26/3/10

Hoy me he despertado con una tristeza luminosa. Se distingue de las otras por las ramificaciones o racimos de luz que proyecta en el aire o por esos asteroides evanescentes de cuando cierras los ojos muy fuerte y todo se convierte en un bosque marrón invadido por los destellos. Cuando uno siente tristeza luminosa no debe preocuparse. Se puede salir a la calle y hacer una vida normal que incluya pararse a tomar café donde siempre o los paseos vespertinos con manos en bolsillos que tanto estimulan la aparición de ese polvo de oro que se amontona en el sótano de la mirada. Esta tristeza le cede su luz a los parques vacíos en los que el hierro y la madera esperan la llegada de las manos pequeñas y el vuelo de la arena en remolinos. También las pequeñas furgonetas que llevan el pan a las panaderías se benefician de la explosión luminosa. Las barras, dispuestas en formación en las canastas, engullen su luz y la incorporan a sus celdas de trigo hinchado para después entregarla en ofrenda sobre un altar con mantel a cuadros.
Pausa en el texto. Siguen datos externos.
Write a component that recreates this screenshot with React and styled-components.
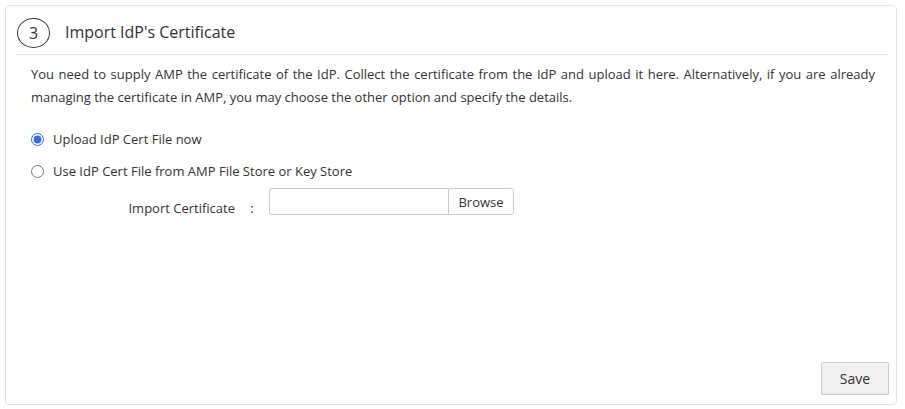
import React from 'react'
import styled, { createGlobalStyle } from 'styled-components'

const GlobalStyle = createGlobalStyle`
  html, body {
    margin: 0;
    padding: 0;
    background: #ffffff;
  }
  body {
    font-family: "Open Sans", "Liberation Sans", sans-serif;
    color: #333333;
  }
`

const Page = styled.div`
  padding: 5px 8px 4px 5px;
`

const Card = styled.section`
  height: 400px;
  box-sizing: border-box;
  border: 1px solid #e3e3e3;
  border-radius: 4px;
  display: flex;
  flex-direction: column;
  padding: 0 7px 9px 9px;
`

const Header = styled.div`
  display: flex;
  align-items: flex-start;
  height: 49px;
  box-sizing: border-box;
  padding: 12px 0 0 2px;
  border-bottom: 1px solid #e5e5e5;
`

const StepCircle = styled.div`
  width: 33px;
  height: 30px;
  box-sizing: border-box;
  border: 1px solid #333;
  border-radius: 50%;
  display: flex;
  align-items: center;
  justify-content: center;
  font-size: 16px;
  color: #333;
`

const Title = styled.h2`
  margin: 0 0 0 15px;
  font-size: 16px;
  line-height: 28px;
  font-weight: 400;
  color: #333;
`

const Body = styled.div`
  flex: 1;
  display: flex;
  flex-direction: column;
  padding: 8px 14px 0 16px;
`

const Intro = styled.p`
  margin: 0;
  font-size: 13px;
  line-height: 23px;
  text-align: justify;
  color: #333;
`

const Options = styled.div`
  margin-top: 21px;
  display: flex;
  flex-direction: column;
  gap: 13px;
`

const Option = styled.label`
  display: flex;
  align-items: center;
  font-size: 13px;
  line-height: 19px;
  color: #333;
  cursor: pointer;

  input {
    margin: 0 9px 0 0;
    width: 13px;
    height: 13px;
    accent-color: #2f6fe4;
  }
`

const FieldRow = styled.div`
  display: flex;
  align-items: center;
  margin-top: 5px;
`

const FieldLabel = styled.span`
  width: 204px;
  text-align: right;
  font-size: 13px;
  padding-top: 13px;
  color: #333;
`

const Colon = styled.span`
  width: 34px;
  text-align: center;
  font-size: 13px;
  padding-top: 13px;
`

const FileGroup = styled.div`
  display: flex;
  height: 27px;
`

const FileInput = styled.div`
  width: 179px;
  box-sizing: border-box;
  border: 1px solid #cccccc;
  border-right: none;
  border-radius: 3px 0 0 3px;
`

const BrowseButton = styled.button`
  width: 66px;
  border: 1px solid #cccccc;
  border-radius: 0 3px 3px 0;
  background: #ffffff;
  font-family: inherit;
  font-size: 13px;
  color: #333;
  padding: 0;
`

const Footer = styled.div`
  display: flex;
  justify-content: flex-end;
`

const SaveButton = styled.button`
  width: 68px;
  height: 33px;
  background: #f0f0f0;
  border: 1px solid #cccccc;
  border-radius: 2px;
  font-family: inherit;
  font-size: 14px;
  color: #333;
`

export default function App() {
  return (
    <>
      <GlobalStyle />
      <Page>
        <Card>
          <Header>
            <StepCircle>3</StepCircle>
            <Title>Import IdP's Certificate</Title>
          </Header>
          <Body>
            <Intro>
              You need to supply AMP the certificate of the IdP. Collect the certificate from the IdP and upload it here. Alternatively, if you are already managing the certificate in AMP, you may choose the other option and specify the details.
            </Intro>
            <Options>
              <Option>
                <input type="radio" name="cert" defaultChecked />
                Upload IdP Cert File now
              </Option>
              <Option>
                <input type="radio" name="cert" />
                Use IdP Cert File from AMP File Store or Key Store
              </Option>
            </Options>
            <FieldRow>
              <FieldLabel>Import Certificate</FieldLabel>
              <Colon>:</Colon>
              <FileGroup>
                <FileInput />
                <BrowseButton>Browse</BrowseButton>
              </FileGroup>
            </FieldRow>
          </Body>
          <Footer>
            <SaveButton>Save</SaveButton>
          </Footer>
        </Card>
      </Page>
    </>
  )
}
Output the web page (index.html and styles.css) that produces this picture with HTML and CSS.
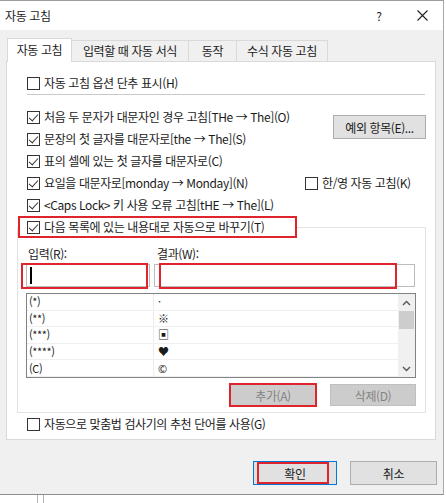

Claro que hay diferentes tristezas y diferentes voltajes, pero todas tienen un hilo común que las hacen reconocibles allí donde se manifiestan. Uno puede estar en la cola de una hamburguesería con un cupón de descuento en la mano y la sensación de que nunca acabará de entender el funcionamiento de las cosas que le rodean y sentir exactamente allí el hachazo de luz que corta la carne y te desgaja. Podrías ser una de esas hamburguesas del panel luminoso y que al comerte otra persona se contagiara de tu luz por dentro. Este es el precio que pagamos por seguir vivos, por sostenernos con asombro sobre dos pies, por articular palabras, accionar botones o disponer de un órgano que habilita la memoria. Hoy me he despertado feliz y cansado como cuando eres pequeño y se termina tu helado. Quizá haya soñado con sábanas que se agitan en una cuerda de tender. Quizá con hormigas. Quizá con un circo pintado de negro. Hoy sería un buen día para encargarse un retrato al óleo. Que un gran maestro flamenco viniera a mi casa e inmortalizara mi rostro respetando las islas de tristeza que encontrara. Que no idealizara nada, que se limitase a dar fe de lo que viera en mí. El cielo acompaña. Él también se ha levantado como yo, con una capota sucia que invariablemente quiere desplegar sobre el coche en el que viajamos.